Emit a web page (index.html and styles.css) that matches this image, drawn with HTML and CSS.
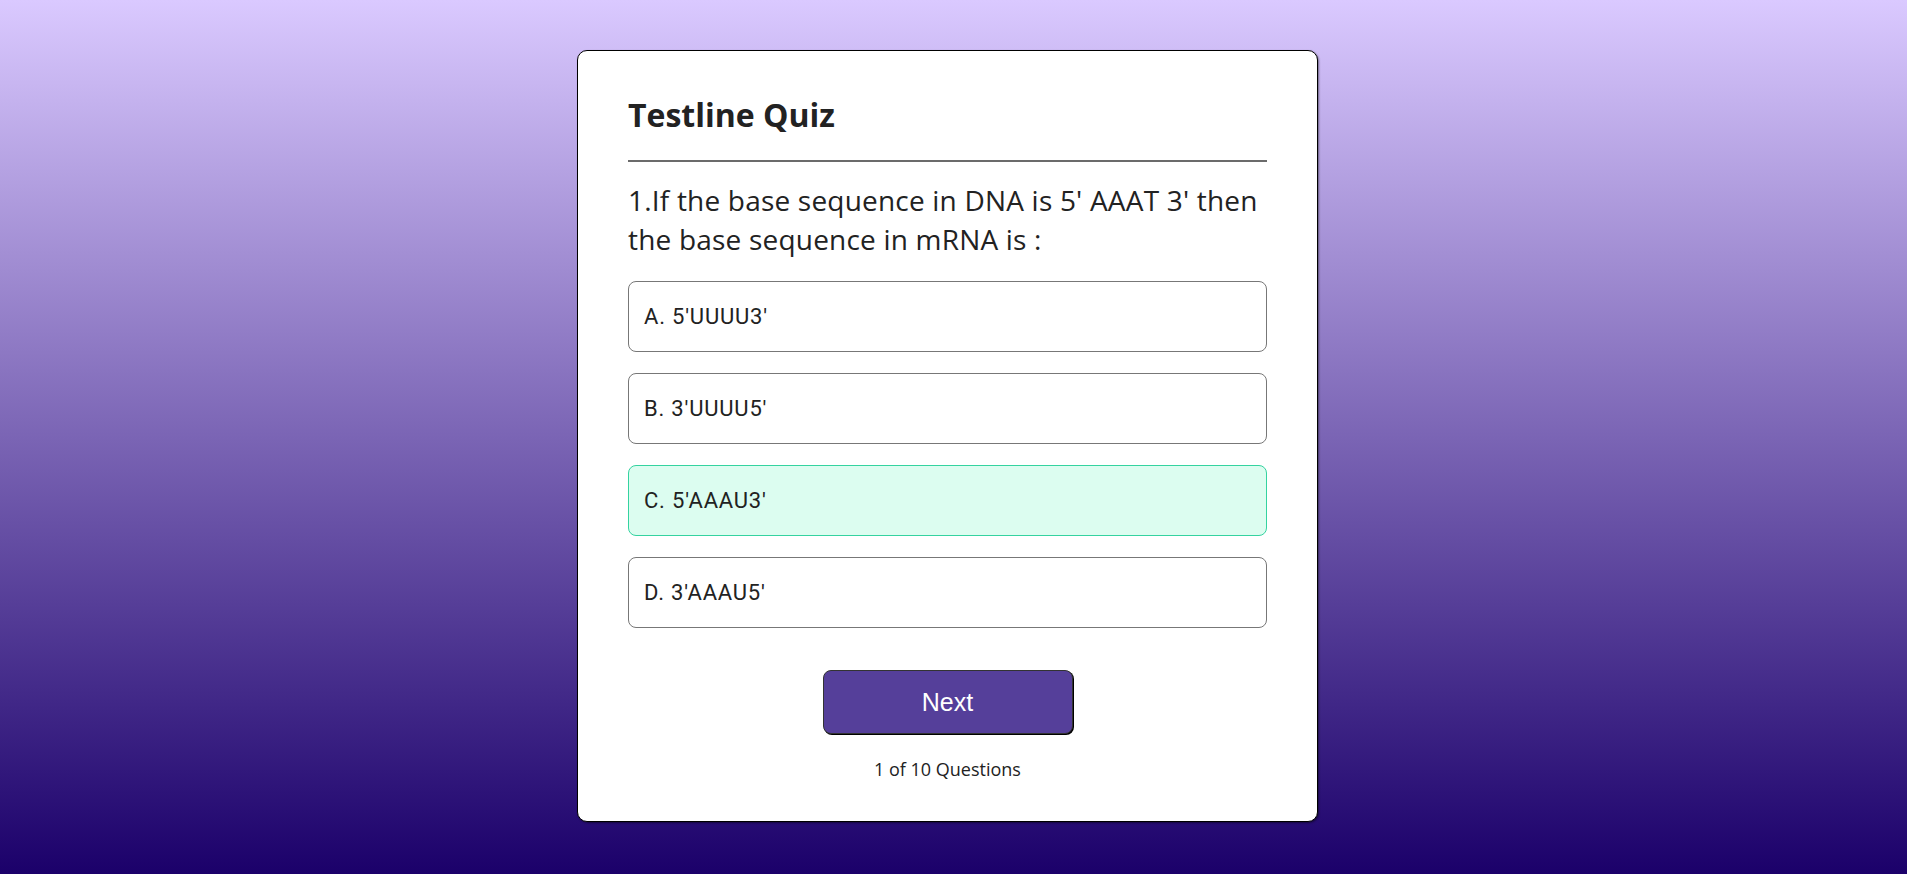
FILE: index.html
```html
<!DOCTYPE html>
<html lang="en">
<head>
<meta charset="utf-8">
<title>Testline Quiz</title>
<link rel="stylesheet" href="styles.css">
</head>
<body>
<main class="page">
  <section class="card">
    <h1 class="title">Testline Quiz</h1>
    <hr class="divider">
    <h2 class="question">1.If the base sequence in DNA is 5' AAAT 3' then the base sequence in mRNA is :</h2>
    <ul class="options">
      <li><button class="option">A. 5'UUUU3'</button></li>
      <li><button class="option">B. 3'UUUU5'</button></li>
      <li><button class="option option--correct">C. 5'AAAU3'</button></li>
      <li><button class="option">D. 3'AAAU5'</button></li>
    </ul>
    <div class="actions">
      <button class="next">Next</button>
    </div>
    <p class="progress">1 of 10 Questions</p>
  </section>
</main>
</body>
</html>
```
FILE: styles.css
```css
* { box-sizing: border-box; }
html, body { margin: 0; padding: 0; }
body {
  min-height: 100vh;
  background: linear-gradient(180deg, #dac9ff 0%, #1b006a 100%);
  font-family: "Open Sans", sans-serif;
  color: #222;
}
.page {
  display: flex;
  justify-content: center;
  padding: 50px 12px 0 0;
  min-height: 872px;
}
.card {
  width: 741px;
  height: 772px;
  background: #fff;
  border: 1px solid #000;
  border-radius: 10px;
  box-shadow: 1px 1px 2px rgba(0,0,0,0.45);
  padding: 40px 50px 0;
  display: flex;
  flex-direction: column;
}
.title {
  margin: 0;
  font-size: 32px;
  line-height: 48px;
  font-weight: 700;
  color: #222;
}
.divider {
  margin: 21px 0 0;
  border: 0;
  height: 2px;
  background: #6b6b6b;
}
.question {
  margin: 19px 0 0;
  font-size: 28px;
  line-height: 39px;
  letter-spacing: 0.2px;
  font-weight: 500;
  color: #222;
}
.options {
  list-style: none;
  margin: 22px 0 0;
  padding: 0;
  display: flex;
  flex-direction: column;
  gap: 21px;
}
.option {
  display: flex;
  align-items: center;
  width: 100%;
  height: 71px;
  padding: 0 15px;
  background: #fff;
  border: 1px solid #777;
  border-radius: 8px;
  font-family: "Roboto", sans-serif;
  font-size: 22px;
  letter-spacing: 0.8px;
  color: #222;
  text-align: left;
}
.option--correct {
  background: #dcfdf0;
  border-color: #34d3a0;
}
.actions {
  display: flex;
  justify-content: center;
  margin-top: 42px;
}
.next {
  width: 250px;
  height: 64px;
  background: #553f9a;
  color: #fff;
  border: 1px solid #333;
  border-radius: 8px;
  box-shadow: 1px 1px 0 #000;
  font-family: "Liberation Sans", Arial, sans-serif;
  font-size: 25px;
}
.progress {
  margin: 23px 0 0;
  text-align: center;
  font-size: 18px;
  line-height: 24px;
  color: #222;
}
```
────────────────────────────────────────
Write the material out again exactly as it appears, dropping the pictures.

> _Answer to the task_
Emit a web page (index.html and styles.css) that matches this image, drawn with HTML and CSS.
FILE: index.html
```html
<!DOCTYPE html>
<html lang="en">
<head>
<meta charset="utf-8">
<title>Testline Quiz</title>
<link rel="stylesheet" href="styles.css">
</head>
<body>
<main class="page">
  <section class="card">
    <h1 class="title">Testline Quiz</h1>
    <hr class="divider">
    <h2 class="question">1.If the base sequence in DNA is 5' AAAT 3' then the base sequence in mRNA is :</h2>
    <ul class="options">
      <li><button class="option">A. 5'UUUU3'</button></li>
      <li><button class="option">B. 3'UUUU5'</button></li>
      <li><button class="option option--correct">C. 5'AAAU3'</button></li>
      <li><button class="option">D. 3'AAAU5'</button></li>
    </ul>
    <div class="actions">
      <button class="next">Next</button>
    </div>
    <p class="progress">1 of 10 Questions</p>
  </section>
</main>
</body>
</html>
```
FILE: styles.css
```css
* { box-sizing: border-box; }
html, body { margin: 0; padding: 0; }
body {
  min-height: 100vh;
  background: linear-gradient(180deg, #dac9ff 0%, #1b006a 100%);
  font-family: "Open Sans", sans-serif;
  color: #222;
}
.page {
  display: flex;
  justify-content: center;
  padding: 50px 12px 0 0;
  min-height: 872px;
}
.card {
  width: 741px;
  height: 772px;
  background: #fff;
  border: 1px solid #000;
  border-radius: 10px;
  box-shadow: 1px 1px 2px rgba(0,0,0,0.45);
  padding: 40px 50px 0;
  display: flex;
  flex-direction: column;
}
.title {
  margin: 0;
  font-size: 32px;
  line-height: 48px;
  font-weight: 700;
  color: #222;
}
.divider {
  margin: 21px 0 0;
  border: 0;
  height: 2px;
  background: #6b6b6b;
}
.question {
  margin: 19px 0 0;
  font-size: 28px;
  line-height: 39px;
  letter-spacing: 0.2px;
  font-weight: 500;
  color: #222;
}
.options {
  list-style: none;
  margin: 22px 0 0;
  padding: 0;
  display: flex;
  flex-direction: column;
  gap: 21px;
}
.option {
  display: flex;
  align-items: center;
  width: 100%;
  height: 71px;
  padding: 0 15px;
  background: #fff;
  border: 1px solid #777;
  border-radius: 8px;
  font-family: "Roboto", sans-serif;
  font-size: 22px;
  letter-spacing: 0.8px;
  color: #222;
  text-align: left;
}
.option--correct {
  background: #dcfdf0;
  border-color: #34d3a0;
}
.actions {
  display: flex;
  justify-content: center;
  margin-top: 42px;
}
.next {
  width: 250px;
  height: 64px;
  background: #553f9a;
  color: #fff;
  border: 1px solid #333;
  border-radius: 8px;
  box-shadow: 1px 1px 0 #000;
  font-family: "Liberation Sans", Arial, sans-serif;
  font-size: 25px;
}
.progress {
  margin: 23px 0 0;
  text-align: center;
  font-size: 18px;
  line-height: 24px;
  color: #222;
}
```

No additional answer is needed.